# Why BMI Isn’t Always a Good Measurement of Fitness

BMI or body mass index is a measurement doctors use to estimate whether you have a healthy amount of “mass” relative to your height. It’s calculated using a mathematical formula that compares your body weight to your height. To get your BMI, you divide your weight in kilograms by the square of your height in meters. You don’t need to do the math yourself, there are calculators online where you can plug in your numbers and find out what your BMI is. How do you interpret the results? The definition for underweight, normal weight, overweight and obese based on BMI is as follows:

Underweight – BMI of 18.4 or lower
Normal weight – BMI of 18.5 to 24.9
Overweight – BMI of 25 to 29.9
Obese – BMI of 30 or more

Is BMI Really a Good Measure?

Unfortunately, BMI is not always a good indicator of whether or not you’re a healthy weight. The BMI calculation was developed as a formula to help doctors and insurance companies quickly determine whether a person falls into the overweight or obese category. But the formula has a major limitation. It doesn’t distinguish between fat and muscle tissue.

Surprisingly, if you measure the BMI of some muscle-bound sports stars who lift heavy weights and live on protein shakes, their BMI will often fall into the overweight range despite the fact they have a body fat percentage in the single digits. BMI measurements can overestimate the amount of fat tissue in athletes and people who work out intensely and have more muscle mass and underestimate it in people with a lower percentage of lean body mass.

BMI also doesn’t take into account the size of your frame. If you have large bones and a sizeable frame, you may be classified as overweight even if work out and have a low body fat percentage. Likewise, if you have a small frame, you may be carrying around a lot of excess body fat and still not fall into the overweight range.

According to a study published in Obstetrics and Gynecology, race and ethnicity should be accounted for when interpreting BMI. Different races and ethnic groups have variations in body composition that makes BMI a less accurate measurement of whether they’re overweight or obese. In fact, if you use current BMI measurements to screen for obesity, it misses almost half of younger women who meet the criteria by percentage of body fat. Obesity is defined as a body fat percentage greater than 35% in women and more than 25% in men.

What does this mean? If you’re athletic or unusually large or small-framed, your BMI may not be an accurate measurement of whether you’re overweight or healthy. Some experts believe waist circumference is a better measure of obesity and overall health risk than BMI. A waist size of greater than 35 inches for women and 45 inches for men is linked with a higher risk of heart disease and type 2 diabetes. Waist circumference can be used as an additional measure to identify people with high a high BMI who shouldn’t fall into the overweight category. For example, an athletic person who has a BMI that puts them in the overweight category but has a normal waist circumference shouldn’t be considered overweight.

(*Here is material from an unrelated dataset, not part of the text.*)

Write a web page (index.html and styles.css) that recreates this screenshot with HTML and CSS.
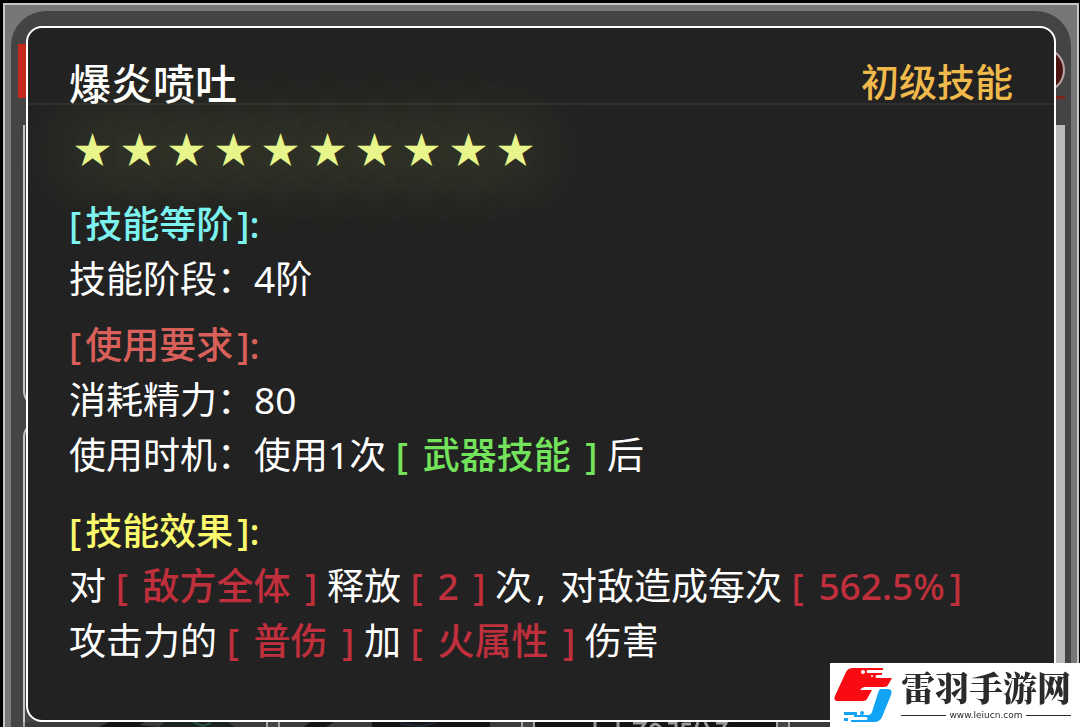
FILE: index.html
```html
<!DOCTYPE html>
<html lang="zh-CN">
<head>
  <meta charset="UTF-8">
  <title>爆炎喷吐</title>
  <link rel="stylesheet" href="styles.css">
</head>
<body>
  <div class="frame">
    <div class="panel">
      <div class="behind">
        <div class="red-tab"></div>
        <div class="close-dot"></div>
        <div class="red-line"></div>
        <div class="list-top"></div>
        <div class="list-bottom"></div>
        <div class="scroll"></div>
      </div>

      <main class="card">
        <header class="head">
          <h1>爆炎喷吐</h1>
          <span class="rank">初级技能</span>
        </header>

        <div class="body">
          <div class="stars">
            <span>★</span><span>★</span><span>★</span><span>★</span><span>★</span><span>★</span><span>★</span><span>★</span><span>★</span><span>★</span>
          </div>

          <section>
            <h2 class="cyan">[<b>技能等阶</b>]:</h2>
            <p>技能阶段：4阶</p>
          </section>

          <section>
            <h2 class="coral">[<b>使用要求</b>]:</h2>
            <p>消耗精力：80</p>
            <p>使用时机：使用1次 <span class="key green">[ <b>武器技能</b> ]</span> 后</p>
          </section>

          <section class="effect">
            <h2 class="yellow">[<b>技能效果</b>]:</h2>
            <p>对 <span class="key red">[ <b>敌方全体</b> ]</span> 释放 <span class="key red">[ <b>2</b> ]</span> 次<span class="comma">,</span>对敌造成每次 <span class="key red">[ <b>562.5%</b>]</span></p>
            <p>攻击力的 <span class="key red">[ <b>普伤</b> ]</span> 加 <span class="key red">[ <b>火属性</b> ]</span> 伤害</p>
          </section>
        </div>
      </main>

      <div class="tiles">
        <div class="tile">
          <svg width="241" height="40" viewBox="0 0 241 40">
            <path d="M84 0h36l-6 3 20 2h-60z" fill="#151515"/>
            <path d="M140 0h62l8 5h-76z" fill="#1b2322"/>
            <path d="M168 0l10 4 8-3" fill="none" stroke="#2b4f45" stroke-width="2"/>
          </svg>
        </div>
        <div class="tile">
          <svg width="241" height="40" viewBox="0 0 241 40">
            <path d="M30 0h24l-8 5h-22zM92 0h118v40H92z" fill="#151517"/>
            <path d="M120 2l20 2 16-3" fill="none" stroke="#1f2833" stroke-width="2"/>
          </svg>
        </div>
        <div class="tile dark">
          <svg width="241" height="40" viewBox="0 0 241 40">
            <g fill="none" stroke="#9a9a9a" stroke-width="3">
              <path d="M60 0v10M83 0v10M98 1h12l-6 9M116 9v-4q4-6 9 0v5M133 1h8v9M148 1v9M148 2h8M163 0l-3 9M170 0l4 8M181 1h10l-5 9"/>
            </g>
          </svg>
        </div>
        <div class="tile"></div>
      </div>
    </div>
  </div>

  <aside class="mark">
    <svg class="logo" width="60" height="56" viewBox="0 0 60 56">
      <path d="M19 1H49V3H34a1 1 0 0 0 0 3h14v2h-5a1 1 0 0 0 0 3H58l-4 7q-1 2-4 2H31q-3 0-5 3h12l-5 9q-1 2-4 2H4q-5 0-3-5L12 5q2-4 7-4z" fill="#f80b12"/>
      <circle cx="29" cy="5" r="2" fill="#fff"/>
      <circle cx="38" cy="9" r="1" fill="#fff"/>
      <path d="M47 22h7q5 0 3 6l-9 22q-2 5-8 5H17v-2h15a1 1 0 0 0 0-3H20v-2h14q3 0 4-3l6-19q1-4 3-4z" fill="#12a4f4"/>
      <path d="M10 45h13v3H10zM10 51h4v3h-4z" fill="#12a4f4"/>
      <circle cx="28" cy="46" r="2" fill="#12a4f4"/>
    </svg>
    <div class="mark-text">
      <strong>雷羽手游网</strong>
      <small>www.leiucn.com</small>
    </div>
  </aside>
</body>
</html>
```
FILE: styles.css
```css
* { box-sizing: border-box; }
body {
  margin: 0;
  height: 100vh;
  overflow: hidden;
  background: #000;
  color: #fff;
  font-family: "Noto Sans", "Noto Sans CJK SC", sans-serif;
  font-size: 37px;
  line-height: 55px;
}
h1, h2, p { margin: 0; }

.frame {
  margin: 3px 1px 0 3px;
  padding: 6px 6px 0;
  border: 2px solid #c6c6c6;
  border-bottom: 0;
  background: #777;
}
.panel {
  position: relative;
  padding: 15px 15px 0;
  border-radius: 35px 35px 0 0;
  background: #444;
}

/* game window that shows past the edges of the card */
.behind { position: absolute; inset: 0; }
.behind div { position: absolute; }
.red-tab { left: 7px; top: 33px; width: 20px; height: 54px; background: #c4291e; }
.close-dot {
  right: 6px; top: 36px; width: 46px; height: 46px;
  border: 2px solid #b9a5a5; border-radius: 50%; background: #4d1512;
}
.red-line { right: 6px; top: 85px; width: 20px; height: 3px; background: #7d241d; }
.list-top, .list-bottom { left: 12px; width: 40px; border: 2px solid #c6c6c6; }
.list-top { top: 114px; height: 282px; border-top: 0; border-radius: 0 0 16px 16px; }
.list-bottom { top: 410px; bottom: 0; border-bottom: 0; border-radius: 16px 0 0 0; }
.scroll { right: 6px; top: 114px; bottom: 0; width: 20px; background: #b9b9b9; }

.card {
  position: relative;
  padding-bottom: 52px;
  border: 2px solid #fff;
  border-radius: 16px;
  background: #222;
}
.head {
  display: flex;
  justify-content: space-between;
  padding: 32px 41px 0;
  border-bottom: 2px solid #2f2f2f;
}
h1 { padding-top: 5px; font-size: 42px; font-weight: 500; line-height: 38px; }
.rank { font-size: 38px; font-weight: 500; line-height: 42px; color: #f0b94b; }
.body { padding: 16px 41px 0; }

.stars {
  display: flex;
  gap: 10px;
  padding-left: 5px;
  margin-bottom: 20px;
  color: #e8f58c;
  font-family: "Noto Sans CJK SC", sans-serif;
  text-shadow: 0 0 70px rgba(232, 245, 110, 0.8);
}

section { margin-bottom: 11px; }
.effect { margin-top: 21px; margin-bottom: 0; }
h2 { font-size: 37px; font-weight: 500; }
h2 b { margin: 0 4px; font-weight: 500; }
.key, .key b { font-weight: 500; }
.key b { margin: 0 5px; }
.comma { margin: 0 14px 0 4px; }

.cyan { color: #7df3f0; }
.coral { color: #d9605a; }
.yellow { color: #fbf96c; }
.green { color: #74e35c; }
.red { color: #bf2f3c; }

.tiles {
  position: relative;
  display: grid;
  grid-template-columns: repeat(4, 1fr);
  gap: 10px;
  margin: 0 23px 0 -3px;
}
.tile {
  height: 40px;
  border: 2px solid #a5a5a5;
  border-width: 0 2px;
  background: #3a3a3a;
  overflow: hidden;
}
.tile.dark { background: #151515; }
.tile svg { display: block; }

.mark {
  position: fixed;
  right: 0;
  bottom: 0;
  display: flex;
  gap: 7px;
  padding: 4px 9px 4px 4px;
  background: #fff;
  color: #2b2b2b;
}
.mark-text { display: flex; flex-direction: column; }
.mark strong {
  font: 900 34px/40px "Noto Serif CJK SC", "Noto Sans CJK SC", serif;
}
.mark small {
  display: flex;
  align-items: center;
  gap: 3px;
  font: 9px/16px "DejaVu Sans", sans-serif;
}
.mark small::before, .mark small::after {
  content: "";
  flex: 1;
  height: 1px;
  background: #2b2b2b;
}
```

The best measure of whether you’re a healthy weight is your body fat percentage. The most accurate way to measure that is using underwater weighing or a DXA scan, but these methods are expensive. You can buy a body fat scale that’s reasonably accurate for following your body fat if you use it properly. It’s a more accurate way than the BMI to find out whether you’re carrying around too much fat.

References:

Obstetrics and Gynecology. 2010; 115. 982-88.
The Nutritionist. Robert Wildman, PhD, RD. 2002.

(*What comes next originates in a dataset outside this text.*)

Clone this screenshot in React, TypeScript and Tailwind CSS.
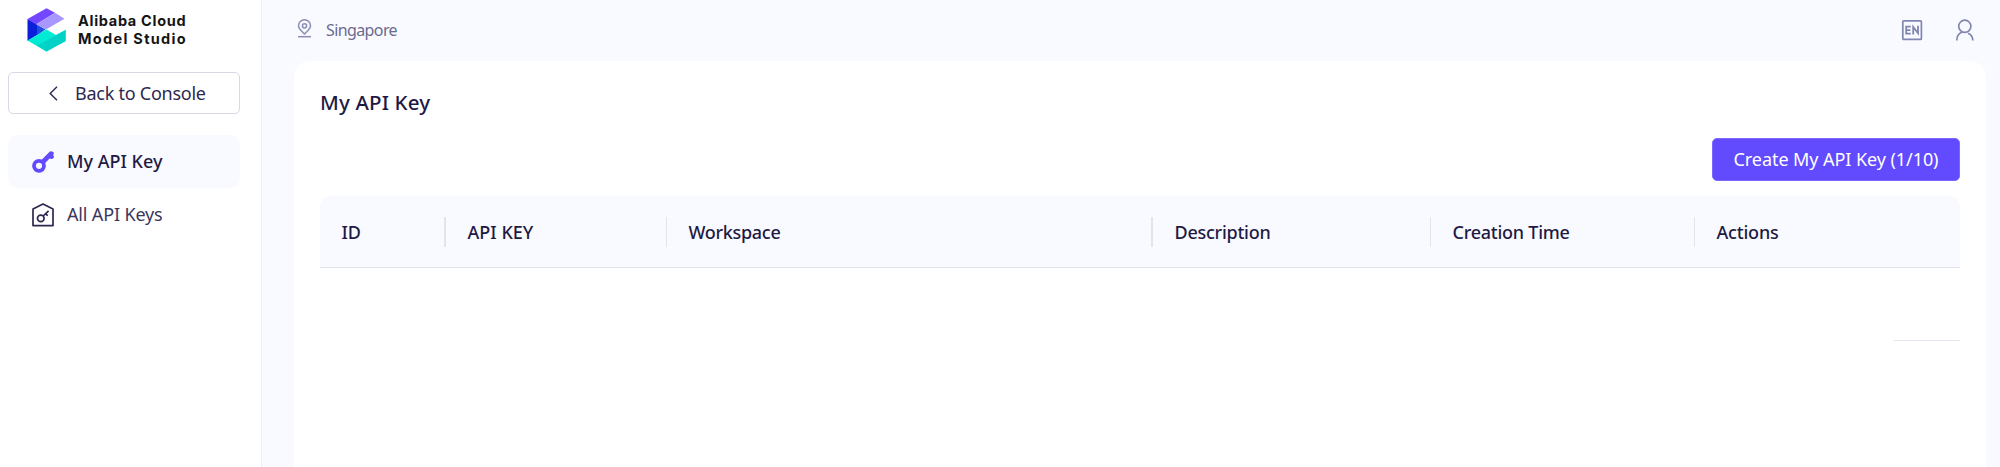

## 4 thoughts on “Why BMI Isn’t Always a Good Measurement of Fitness”

1. I know my BMI always leave me in the overweight category. It’s a joke really.

2. Tracy says:

First off…that photo is just freaky. She looks deformed!

I’ve always thought the only test for BMI is fat percentage (using calipers or the underwater weighing). I agree that a simple calculation couldn’t possibly give reliable results as weight doesn’t take into acount muscle mass.

3. Holly says:

@ Tracy, how does she look freaky? She looks just like me. I have wide pelvic bones with a narrow ribcage and my shoulders are average. I lift heavy weights to build up my shoulders to balance out my wide hips. This gives me a hourglass shape with muscles! I love the models picture!

4. Tracy says:

@Holly. I probably should have been more specific. Due to the angle of the photo, the arm and hand holding the measuring tape looks very, very odd. As a photoghapher, I would have had her hold her elbow out more to the side so that one would know it is bent and the wrist would then have had a more natural appearance.

But even aside from that, this model looks very thin to me which is unlike this site which promotes health and fitness over being ‘skinny’.